The Power of Perception

Happy Fall! I love this time of year (except
all that ragweed). This month I would like to discuss knowing and promoting
your personal brand. I recently gave a key note speech (my first!) called “The
Power of Perception”. In my presentation, I discuss the power of perception as
well as the importance of being able to recognize and promote one’s personal
brand.
Perception is reality and your personal brand
shapes how people perceive you. It does not take long for others to perceive
you in a certain way… but you do have some power to shape that perception. Here
are a few tips in doing that:
1.   Don’t assume that your boss,
co-workers, or close friends know exactly what you do… and don’t assume that
they know exactly what you do. You never know that your weakness could be a
friend’s biggest strength unless you ask. Here’s an example: I reached out to a
friend of mine to help me with my presentation and when I asked her, she said
“Carey, of course I can help with that, I do that sort of work all the time.” I
had no idea even though we had worked together and been friends for years.

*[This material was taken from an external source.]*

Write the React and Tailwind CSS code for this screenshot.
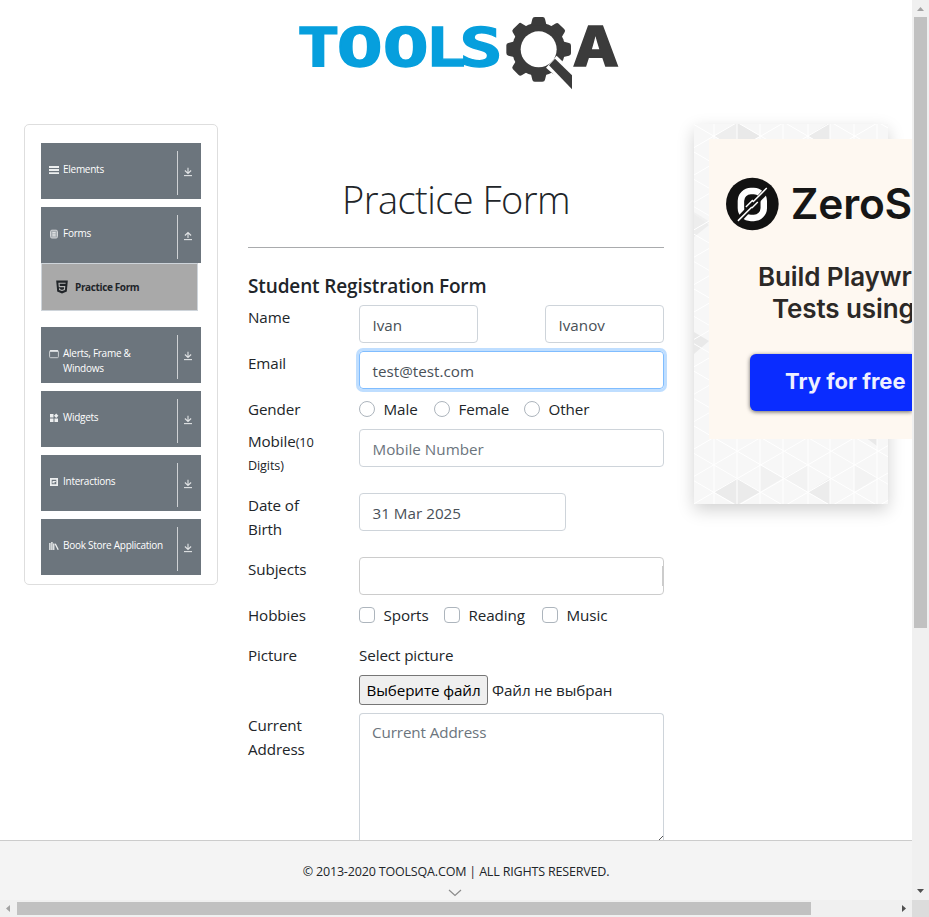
import React from "react";

const ROOT_FONT = "font-['Open_Sans','Noto_Sans',sans-serif]";

function Gear() {
  const teeth = [0, 45, 90, 135, 180, 225, 270, 315];
  return (
    <g>
      <g fill="#3b3b3b">
        <circle cx="746" cy="133" r="80" />
        {teeth.map((a) => (
          <path
            key={a}
            d="M722 62 L727 42 Q728 36 735 36 H758 Q764 36 765 42 L770 62 Z"
            transform={`rotate(${a} 746 133)`}
          />
        ))}
      </g>
      <circle cx="746" cy="133" r="54" fill="#fff" />
      <path d="M768 188 L800 152 L862 212 V270 Z" fill="#fff" />
      <path d="M777 181 L795 161 L846 211 V253 Z" fill="#3b3b3b" />
    </g>
  );
}

function Logo() {
  return (
    <svg width="340" height="95" viewBox="0 0 1020 285" aria-label="TOOLSQA">
      <g fill="#069fdd" stroke="#069fdd" strokeWidth="4" fontFamily="DejaVu Sans Mono" fontWeight="700" fontSize="160">
        <text x="21" y="184" textLength="128" lengthAdjust="spacingAndGlyphs">T</text>
        <text x="140" y="184" textLength="138" lengthAdjust="spacingAndGlyphs">O</text>
        <text x="278" y="184" textLength="138" lengthAdjust="spacingAndGlyphs">O</text>
        <text x="406" y="184" textLength="122" lengthAdjust="spacingAndGlyphs">L</text>
        <text x="508" y="184" textLength="130" lengthAdjust="spacingAndGlyphs">S</text>
      </g>
      <text x="848" y="184" fill="#3b3b3b" stroke="#3b3b3b" strokeWidth="4" fontFamily="Inter" fontWeight="800" fontSize="164" textLength="138" lengthAdjust="spacingAndGlyphs">A</text>
      <Gear />
    </svg>
  );
}

const icons = {
  menu: <path d="M0 1h10v1.9H0zM0 4.1h10V6H0zM0 7.2h10v1.9H0z" />,
  form: (
    <g>
      <rect x="1.5" y="1.2" width="7" height="7.8" rx="1.4" fill="#ffffff66" stroke="#d2d5d8" />
      <path d="M3.4 3.6h3.2M3.4 5.2h3.2M3.4 6.8h3.2" stroke="#fff" strokeWidth=".7" />
    </g>
  ),
  window: (
    <g>
      <rect x=".6" y="1.5" width="8.8" height="7.2" rx="1" fill="none" stroke="#d5d8da" strokeWidth=".9" />
      <path d="M1 1.2h8v1.6H1z" />
    </g>
  ),
  widgets: <path d="M1 1h3.5v3.5H1zM1 5.5h3.5V9H1zM5.5 5.5H9V9H5.5zM7.2.6l2.2 2.2L7.2 5 5 2.8z" />,
  interactions: (
    <path fillRule="evenodd" d="M1 1h8v8H1zM2.7 2.8v4.4h4.6V2.8zM4 4h2.8v.9H4.8v.5H6v.8H3.4V4.6z" />
  ),
  books: (
    <path d="M.2 2h1.4v7H.2zM2.2 1h1.4v8H2.2zM4.1 2.4h1.3V9H4.1zM5.6 3l1.2-.4L9.8 8.6l-1.2.5z" />
  ),
};

function ArrowIcon({ up }) {
  return (
    <svg width="10" height="10" viewBox="0 0 10 10" fill="none" stroke="#e1e3e5" strokeWidth="1.1">
      <path d="M1 8.6h8" />
      {up ? <path d="M5 7V1.5M1.9 4.5 5 1.5l3.1 3" /> : <path d="M5 .8v5.6M1.9 3.5 5 6.5l3.1-3" />}
    </svg>
  );
}

function MenuItem({ icon, label, up }) {
  return (
    <div className="flex h-14 bg-[#6c757d] text-white">
      <div className="flex flex-1 pl-2 pt-[19px]">
        <svg className="mt-[3px] shrink-0" width="10" height="10" viewBox="0 0 10 10" fill="#eceeef">
          {icons[icon]}
        </svg>
        <span className="ml-1 whitespace-pre text-[10px] font-medium leading-[15px] tracking-[-0.27px]">{label}</span>
      </div>
      <div className="mt-2 flex h-11 w-6 border-l border-[#ced1d4] pl-[5px] pt-4">
        <ArrowIcon up={up} />
      </div>
    </div>
  );
}

function Sidebar() {
  return (
    <aside className="ml-6 mt-[124px] flex h-[461px] w-[194px] flex-col gap-2 rounded-[5px] border border-[#dedede] px-4 pt-[18px]">
      <MenuItem icon="menu" label="Elements" />
      <div>
        <MenuItem icon="form" label="Forms" up />
        <div className="mb-2 flex h-12 w-[157px] items-center border border-[#ced4da] bg-[#a9a9a9] pl-[13px] text-[#212529]">
          <svg width="14" height="14" viewBox="0 0 14 14">
            <path fill="#212529" d="M1.2.6h11.6l-1 11L7 13.4 2.2 11.6z" />
            <path fill="none" stroke="#b5b5b5" strokeWidth="1.1" d="M10.6 3.2H4l.3 3.4h5.4l-.3 3L7 10.4l-2.4-.8-.1-1.2" />
          </svg>
          <span className="ml-1.5 text-[10px] font-bold leading-[15px] tracking-[-0.37px]">Practice Form</span>
        </div>
      </div>
      <MenuItem icon="window" label={"Alerts, Frame &\nWindows"} />
      <MenuItem icon="widgets" label="Widgets" />
      <MenuItem icon="interactions" label="Interactions" />
      <MenuItem icon="books" label="Book Store Application" />
    </aside>
  );
}

function Row({ label, height, children }) {
  return (
    <div className={`flex ${height}`}>
      <div className="w-[111px] shrink-0 whitespace-pre leading-6">{label}</div>
      <div className="w-[305px]">{children}</div>
    </div>
  );
}

function Field({ className, children }) {
  return (
    <div className={`h-[38px] rounded border px-[12.5px] pt-[7px] leading-6 tracking-[0.02px] ${className}`}>{children}</div>
  );
}

function Choice({ round, width, children }) {
  return (
    <div className={`flex items-center ${width}`}>
      <span className={`h-4 w-4 shrink-0 border border-[#adb5bd] ${round ? "rounded-full" : "rounded"}`} />
      <span className="ml-[8.5px] leading-6">{children}</span>
    </div>
  );
}

function PracticeForm() {
  return (
    <main className="ml-[30px] mt-[170px] w-[416px] text-[15.2px] tracking-[-0.1px] text-[#212529]">
      <h1 className="h-[77px] pt-[5px] text-center text-[38px] font-light leading-[48px] tracking-[-0.55px]">Practice Form</h1>
      <div className="h-px bg-[#a9abad]" />
      <h5 className="h-[57px] pt-[26px] text-[19px] font-semibold leading-6 tracking-[-0.13px]">Student Registration Form</h5>
      <Row label="Name" height="h-[46px]">
        <div className="flex justify-between text-[#495057]">
          <Field className="w-[119px] border-[#ced4da]">Ivan</Field>
          <Field className="w-[119px] border-[#ced4da]">Ivanov</Field>
        </div>
      </Row>
      <Row label="Email" height="h-[46px]">
        <Field className="border-[#80bdff] text-[#495057] shadow-[0_0_0_3px_#bfdeff]">test@test.com</Field>
      </Row>
      <Row label="Gender" height="h-8">
        <div className="flex">
          <Choice round width="w-[75px]">Male</Choice>
          <Choice round width="w-[90px]">Female</Choice>
          <Choice round width="w-[100px]">Other</Choice>
        </div>
      </Row>
      <Row
        label={
          <>
            <div className="h-6">Mobile<span className="text-[12.8px]">(10</span></div>
            <div className="text-[12.6px] leading-[26px]">Digits)</div>
          </>
        }
        height="h-16"
      >
        <Field className="border-[#ced4da] text-[#6c757d]">Mobile Number</Field>
      </Row>
      <Row label={"Date of\nBirth"} height="h-16">
        <Field className="w-[207px] border-[#ced4da] text-[#495057]">31 Mar 2025</Field>
      </Row>
      <Row label="Subjects" height="h-[46px]">
        <div className="flex h-[38px] items-center justify-end rounded border border-[#ccc]">
          <span className="h-5 w-px bg-[#ccc]" />
        </div>
      </Row>
      <Row label="Hobbies" height="h-10">
        <div className="flex">
          <Choice width="w-[85px]">Sports</Choice>
          <Choice width="w-[98px]">Reading</Choice>
          <Choice width="w-[100px]">Music</Choice>
        </div>
      </Row>
      <Row label="Picture" height="h-[70px]">
        <div className="leading-6">Select picture</div>
        <div className="mt-2 flex items-center">
          <span className="flex h-[30px] w-[129px] items-center justify-center whitespace-nowrap rounded-[3px] border border-[#767676] bg-[#efefef] text-black">
            Выберите файл
          </span>
          <span className="ml-1 whitespace-nowrap">Файл не выбран</span>
        </div>
      </Row>
      <Row label={"Current\nAddress"} height="h-[127px]">
        <div className="flex h-[127px] flex-col justify-between rounded-t border border-b-0 border-[#ced4da]">
          <div className="px-3 pt-1.5 leading-6 text-[#6c757d]">Current Address</div>
          <svg className="self-end" width="5" height="4" viewBox="0 0 5 4">
            <path d="M1 4 5 0" stroke="#555" fill="none" />
          </svg>
        </div>
      </Row>
    </main>
  );
}

const shades = [
  ["20,12 43,-2 43,25", "#eeeeee"],
  ["43,-2 66,12 43,25", "#e9e9e9"],
  ["114,12 136,-2 136,25", "#ebebeb"],
  ["0,88 16,98 0,111", "#f0f0f0"],
  ["0,90 15,101 0,113", "#ededed"],
  ["0,208 15,217 0,230", "#e9e9e9"],
  ["20,368 43,354 43,381", "#ebebeb"],
  ["43,354 66,368 43,381", "#ebebeb"],
  ["114,368 136,354 136,381", "#ececec"],
  ["66,341 89,354 66,368", "#f1f1f1"],
  ["89,354 114,341 114,368", "#f2f2f2"],
  ["160,341 183,354 160,368", "#f3f3f3"],
  ["171,313 183,313 183,322", "#e9e9e9"],
];

function TrianglePattern() {
  return (
    <svg className="absolute inset-0" width="194" height="380" viewBox="0 0 194 380">
      <rect width="194" height="380" fill="#f7f7f7" />
      {shades.map(([points, fill]) => (
        <polygon key={points} points={points} fill={fill} />
      ))}
      <g stroke="#fff" strokeWidth="1" fill="none">
        {[20, 43, 66, 89, 114, 136, 160, 183].map((x) => (
          <path key={x} d={`M${x} 0V380`} />
        ))}
        {Array.from({ length: 19 }, (_, i) => (
          <path key={i} d={`M0 ${i * 27.4 - 109}l194 113M0 ${i * 27.4 - 3.8}l194 -113`} />
        ))}
      </g>
    </svg>
  );
}

function Ad() {
  return (
    <aside className="relative ml-[30px] mt-[124px] h-[380px] w-[194px] shrink-0 p-[15px] shadow-[0_6px_16px_rgba(0,0,0,0.18)]">
      <TrianglePattern />
      <div className="relative h-[300px] w-[203px] bg-[#fef8f1] font-['Inter',sans-serif] text-[#161616]">
        <div className="flex h-[120px] items-center pl-[17px] pt-[10px]">
          <svg width="53" height="54" viewBox="0 0 53 54">
            <circle cx="26.5" cy="27" r="26.5" fill="#121212" />
            <rect x="15" y="14" width="23" height="27" rx="10" fill="none" stroke="#fff" strokeWidth="6.5" />
            <path d="M10 46 44 10" stroke="#121212" strokeWidth="6" />
            <path d="M12 44 26 30M27 25 41 11M20 30 27 23M26 31 32 25" stroke="#fff" strokeWidth="1.5" />
          </svg>
          <span className="ml-3 whitespace-nowrap text-[42.5px] font-semibold leading-none tracking-[-0.2px]">ZeroS</span>
        </div>
        <div className="h-[95px] whitespace-nowrap pt-[2px] text-[26px] font-semibold leading-[32px] tracking-[-0.1px] text-[#2c2927]">
          <div className="pl-[49px]">Build Playwr</div>
          <div className="pl-[63px]">Tests using</div>
        </div>
        <div className="ml-[41px] h-[57px] w-[162px] rounded-l-[6px] bg-[#0a2cff] pl-[35px] pt-[13px] text-[22px] font-bold leading-[28px] text-[#eef0ff] shadow-[0_1px_4px_rgba(0,0,0,0.6)]">
          Try for free
        </div>
      </div>
    </aside>
  );
}

export default function App() {
  return (
    <div className={`grid h-[917px] w-[929px] grid-cols-[912px_17px] grid-rows-[840px_60px_17px] overflow-hidden bg-white ${ROOT_FONT}`}>
      <div className="relative flex overflow-hidden">
        <header className="absolute left-[290px] top-[5px]">
          <Logo />
        </header>
        <Sidebar />
        <PracticeForm />
        <Ad />
      </div>
      <div className="row-span-2 flex flex-col items-center bg-[#f0f0f0]">
        <svg className="h-[17px]" width="17" height="17" viewBox="0 0 17 17"><path d="M5 11h7L8.5 7z" fill="#a3a3a3" /></svg>
        <div className="h-[611px] w-[13px] bg-[#c1c1c1]" />
        <svg className="mt-auto" width="17" height="17" viewBox="0 0 17 17"><path d="M5 6h7L8.5 10z" fill="#505050" /></svg>
      </div>
      <footer className="flex flex-col items-center border-t border-[#ccc] bg-[#f4f4f4] pt-5 text-[#212529]">
        <span className="whitespace-nowrap text-[12.5px] leading-[21px] tracking-[-0.17px]">© 2013-2020 TOOLSQA.COM | ALL RIGHTS RESERVED.</span>
        <svg className="mr-[3px] mt-[7px]" width="14" height="8" viewBox="0 0 14 8"><path d="M1 1l6 5.5L13 1" fill="none" stroke="#8c8c8c" strokeWidth="1.2" /></svg>
      </footer>
      <div className="flex items-center bg-[#f0f0f0]">
        <svg width="17" height="17" viewBox="0 0 17 17"><path d="M10 5v7L6 8.5z" fill="#a3a3a3" /></svg>
        <div className="h-[13px] w-[794px] bg-[#c1c1c1]" />
        <svg className="ml-auto" width="17" height="17" viewBox="0 0 17 17"><path d="M7 5v7l4-3.5z" fill="#505050" /></svg>
      </div>
      <div className="bg-[#dcdcdc]" />
    </div>
  );
}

People have a lot on their minds and it’s your responsibility to remind them
what you are capable of rather than wait and assume they know that they can go
to you for help.
2.  There is a difference between
articulating your value and bragging. Embrace it. In a conversation with a
friend a few weeks ago, he mentioned that he is not comfortable talking about
what he is good at. He used the word “bragging” which usually has a negative
connotation. I responded with the simple question, “How are those around you
going to know what you are good at and what you are capable of if you don’t
tell them?” He was a bit taken aback by this question. We are taught to be
modest at a young age and when “bragging” is appropriate and necessary, we are
hesitant. It is possible to explain and demonstrate your strengths and value
without coming across as arrogant. It takes time and practice but it is an
important skill that can be mastered.
3.  Adopt a pitch or value
proposition. A pitch is a simple statement that sets you apart and shows what
makes you unique. When we film video resumes with our candidates, we ask one
question – “what will a company gain by hiring you?” – this is how we begin the
coaching process on a person’s pitch. As an employee or business owner, you
need to know what your value proposition is.

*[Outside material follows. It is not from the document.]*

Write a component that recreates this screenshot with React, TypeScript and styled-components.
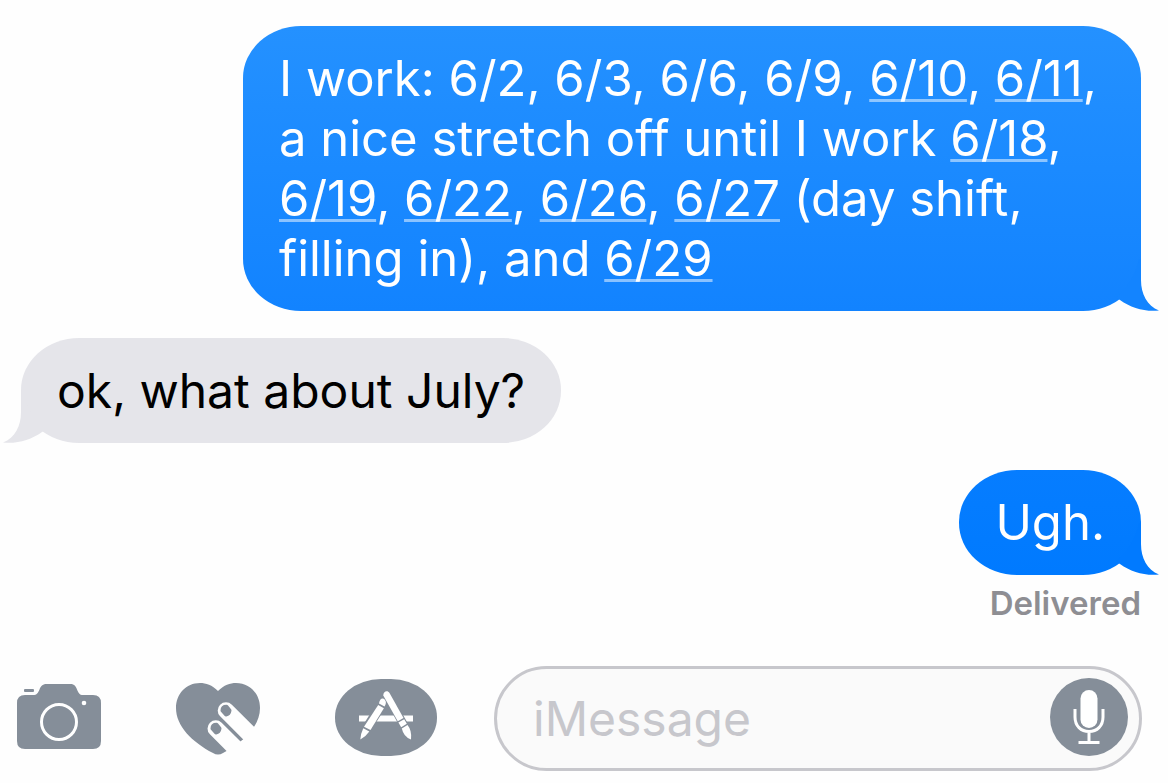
import React from "react";
import styled, { createGlobalStyle, css } from "styled-components";

const GlobalStyle = createGlobalStyle`
  *, *::before, *::after { box-sizing: border-box; }
  body {
    margin: 0;
    background: #fefefe;
    font-family: Inter, "Liberation Sans", sans-serif;
  }
`;

const slate = "#858e99";

const Screen = styled.main`
  display: flex;
  flex-direction: column;
  gap: 43px;
  padding: 26px 0 12px;
`;

const Thread = styled.ol`
  display: flex;
  flex-direction: column;
  gap: 27px;
  margin: 0;
  padding: 0 27px 0 21px;
  list-style: none;
`;

const Message = styled.li<{ $sent?: boolean }>`
  display: flex;
  flex-direction: column;
  align-items: ${(p) => (p.$sent ? "flex-end" : "flex-start")};
`;

const Bubble = styled.div<{ $sent?: boolean; $wide?: boolean; $from: string; $to: string }>`
  position: relative;
  width: ${(p) => (p.$wide ? "min(100%, 898px)" : "auto")};
  max-width: 100%;
  padding: 23px 36px 22px;
  border-radius: 58px / 52px;
  background: linear-gradient(${(p) => p.$from}, ${(p) => p.$to});
  color: ${(p) => (p.$sent ? "#fff" : "#000")};
  font-size: ${(p) => (p.$sent ? 49 : 48)}px;
  line-height: 60px;
`;

const Copy = styled.p`
  margin: 0;
`;

const TailShape = styled.svg<{ $sent?: boolean; $fill: string }>`
  position: absolute;
  bottom: 0;
  width: 60px;
  height: 52px;
  fill: ${(p) => p.$fill};
  ${(p) =>
    p.$sent
      ? css`
          right: -18px;
        `
      : css`
          left: -18px;
          transform: scaleX(-1);
        `}
`;

const DateLink = styled.a`
  color: inherit;
  text-decoration: underline 3px rgba(255, 255, 255, 0.5);
  text-underline-offset: 3px;
`;

const Status = styled.span`
  margin-top: 8px;
  color: #8e8e93;
  font-size: 33px;
  font-weight: 600;
  line-height: 40px;
`;

const Composer = styled.form`
  display: flex;
  align-items: center;
  gap: 57px;
  padding: 0 26px 0 17px;
`;

const Tools = styled.div`
  display: flex;
  align-items: center;
  gap: 75px;
  padding-bottom: 3px;
`;

const ToolButton = styled.button`
  display: flex;
  padding: 0;
  border: 0;
  background: none;
  color: ${slate};
`;

const AppsButton = styled(ToolButton)`
  align-items: center;
  justify-content: center;
  width: 102px;
  height: 77px;
  border-radius: 46px / 38px;
  background: ${slate};
  color: #fff;
`;

const Field = styled.div`
  display: flex;
  flex: 1;
  align-items: center;
  min-width: 0;
  padding: 9px 11px 12px 36px;
  border: 3px solid #c7c7cc;
  border-radius: 53px;
  background: #fafafa;
`;

const MessageInput = styled.input`
  flex: 1;
  min-width: 0;
  padding: 4px 0 0;
  border: 0;
  outline: 0;
  background: none;
  color: #000;
  font: inherit;
  font-size: 48px;
  line-height: 60px;
  &::placeholder {
    color: #c7c7cc;
    opacity: 1;
  }
`;

const MicButton = styled(ToolButton)`
  align-items: center;
  justify-content: center;
  width: 78px;
  height: 78px;
  border-radius: 50%;
  background: ${slate};
  color: #fff;
`;

function Tail({ sent, fill }: { sent?: boolean; fill: string }) {
  return (
    <TailShape $sent={sent} $fill={fill} viewBox="0 0 60 52" aria-hidden="true">
      <path d="M42 0V21C42 35 48 47 60 51.500C46 53 32 49 21 41L17 38C28 30 37 16 40 0Z" />
    </TailShape>
  );
}

function Day({ children }: { children: string }) {
  return <DateLink href={"#" + children}>{children}</DateLink>;
}

function CameraIcon() {
  return (
    <svg width="84" height="66" viewBox="0 0 84 66" aria-hidden="true">
      <path
        fill="currentColor"
        d="M8 11H16C20 11 21 9 22.500 5.500C24 1.500 26 0 30 0H53C57 0 58.500 1.500 60 5.500C61.500 9 62.500 11 66 11H76Q84 11 84 19V57Q84 65 76 65H8Q0 65 0 57V19Q0 11 8 11Z"
      />
      <rect x="7" y="5" width="10" height="3" rx="1" fill="currentColor" />
      <circle cx="42" cy="38" r="17.500" fill="none" stroke="#fff" strokeWidth="3" />
      <circle cx="67" cy="19" r="2.300" fill="#fff" />
    </svg>
  );
}

function HeartIcon() {
  return (
    <svg width="84" height="76" viewBox="0 -4 84 76" aria-hidden="true">
      <path
        fill="currentColor"
        d="M42 8C36 2 30 0 24 0C10 0 0 11 0 25C0 43 16 59 37 70Q42 73 47 70C68 59 84 43 84 25C84 11 74 0 60 0C54 0 48 2 42 8Z"
      />
      <path fill="none" stroke="#fefefe" strokeWidth="16.600" strokeLinecap="round" d="M50 27.500L90 67.500M39.800 45.500L72 77.700" />
      <path fill="#fefefe" d="M62 61.500L66.500 57L84 60V72H66Z" />
      <g fill="currentColor" stroke="currentColor" strokeWidth="4" strokeLinejoin="round">
        <path d="M46.500 27.500Q46.500 23.800 50.500 23.800L53.500 27.500Q53 31 50 31.500Z" />
        <path d="M36.500 45.500Q36.500 41.800 40.500 41.800L43.500 45.500Q43 49 40 49.500Z" />
      </g>
    </svg>
  );
}

function AppsIcon() {
  return (
    <svg width="54" height="50" viewBox="0 0 54 50" overflow="visible" aria-hidden="true">
      <path fill="currentColor" d="M0 23.500H54V29.500H0Z" />
      <g fill={slate} stroke={slate} strokeWidth="2.400">
        <path d="M20 10Q22 5 26 8Q27.500 11 25 16L10.500 38.500L1.300 47.500L4 35.500Z" />
        <path d="M24.300 2Q26.500 -2 30 0L45 27L49 34Q53 41 52 47.500Q45.500 45 43.500 36.500L39 29Z" />
      </g>
      <g fill="currentColor">
        <path d="M20 11.500C20.500 6.500 24 5 26 8C27.500 10 27 12 25.500 14.500Z" />
        <path d="M19.200 13L24.900 16.200L11.500 38L5 34.800Z" />
        <path d="M4.300 36.200L10.300 39.500Q7 44.500 1.300 47.500Q1.500 42 4.300 36.200Z" />
        <path d="M24.300 3.500C24 -0.500 28.500 -2.500 30.500 1L44.500 26L38.800 29.200Z" />
        <path d="M39.400 30.400L45.200 27.200L47.800 31.800L42.200 35.200Z" />
        <path d="M42.800 36.400L48.500 33.100Q53 38.500 52 47.500Q44.500 44.500 42.800 36.400Z" />
      </g>
    </svg>
  );
}

function MicIcon() {
  return (
    <svg width="32" height="56" viewBox="0 0 32 56" aria-hidden="true">
      <rect x="7.500" y="1" width="17" height="38" rx="8.500" fill="currentColor" />
      <path fill="none" stroke="currentColor" strokeWidth="3" d="M2 20V28C2 37 8 42.500 16 42.500C24 42.500 30 37 30 28V20M16 42V54M5.500 53.500H26.500" />
    </svg>
  );
}

export default function App() {
  return (
    <>
      <GlobalStyle />
      <Screen>
        <Thread>
          <Message $sent>
            <Bubble $sent $wide $from="#2491ff" $to="#1283ff">
              <Copy>
                I work: 6/2, 6/3, 6/6, 6/9, <Day>6/10</Day>, <Day>6/11</Day>,<br />
                a nice stretch off until I work <Day>6/18</Day>,<br />
                <Day>6/19</Day>, <Day>6/22</Day>, <Day>6/26</Day>, <Day>6/27</Day> (day shift,<br />
                filling in), and <Day>6/29</Day>
              </Copy>
              <Tail sent fill="#1384ff" />
            </Bubble>
          </Message>
          <Message>
            <Bubble $from="#e5e5ea" $to="#e5e5ea">
              <Copy>ok, what about July?</Copy>
              <Tail fill="#e5e5ea" />
            </Bubble>
          </Message>
          <Message $sent>
            <Bubble $sent $from="#067dff" $to="#007aff">
              <Copy>Ugh.</Copy>
              <Tail sent fill="#017aff" />
            </Bubble>
            <Status>Delivered</Status>
          </Message>
        </Thread>
        <Composer onSubmit={(e) => e.preventDefault()}>
          <Tools>
            <ToolButton type="button" aria-label="Camera"><CameraIcon /></ToolButton>
            <ToolButton type="button" aria-label="Digital Touch"><HeartIcon /></ToolButton>
            <AppsButton type="button" aria-label="Apps"><AppsIcon /></AppsButton>
          </Tools>
          <Field>
            <MessageInput type="text" aria-label="Message" placeholder="iMessage" />
            <MicButton type="button" aria-label="Record audio"><MicIcon /></MicButton>
          </Field>
        </Composer>
      </Screen>
    </>
  );
}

4.  You have to quantify your work,
Quantifiable results means that your contribution to the team or company
outweighs the costs of having you as an employee. They are measurable results
that articulate your value. My friend is in the fitness industry and his worth
can be quantified by how many lives he has changed through diet and exercise
changes as well as the total number of pounds his clients have lost. To be able
to say he has worked with over 1500 clients who have dropped 100,000 pounds combined
is quantifying his work!
5.  Shape your success stories. I
often counsel job seekers to have their resumes be a compilation of success
stories. Your resume should list your accomplishments and your skills. In order
to shape your success stories, you need to compile a list of key
accomplishments. Expand on these accomplishments by reaching out to friends,
family, managers, clients and co-workers to get their opinions. It’s best to do
this over the phone so you can hear their tone and words of encouragement.
     Your
attitude and self-perception combine to create your personal brand. They also
dictate the way you face challenges and experience the world. You can’t always
feel good about yourself or just plaster on a smile when you’re uncertain about
something but you can recognize that you are constantly making choices about
how your perceive things and how you are perceived by others. Those choices can
change your world in an instant. 

1 thought on “The Power of Perception”

  1. Indeed! You touch on this in your book, "Hire a Pro, Be a Pro" when you talk about being a good boss and presenting yourself in an interview…you have to be aware of how you're perceived by others in various situations. Tracy Spears' book, "What Exceptional Leaders Know" does a great job of explaining this and how it translates into your everyday environment and career.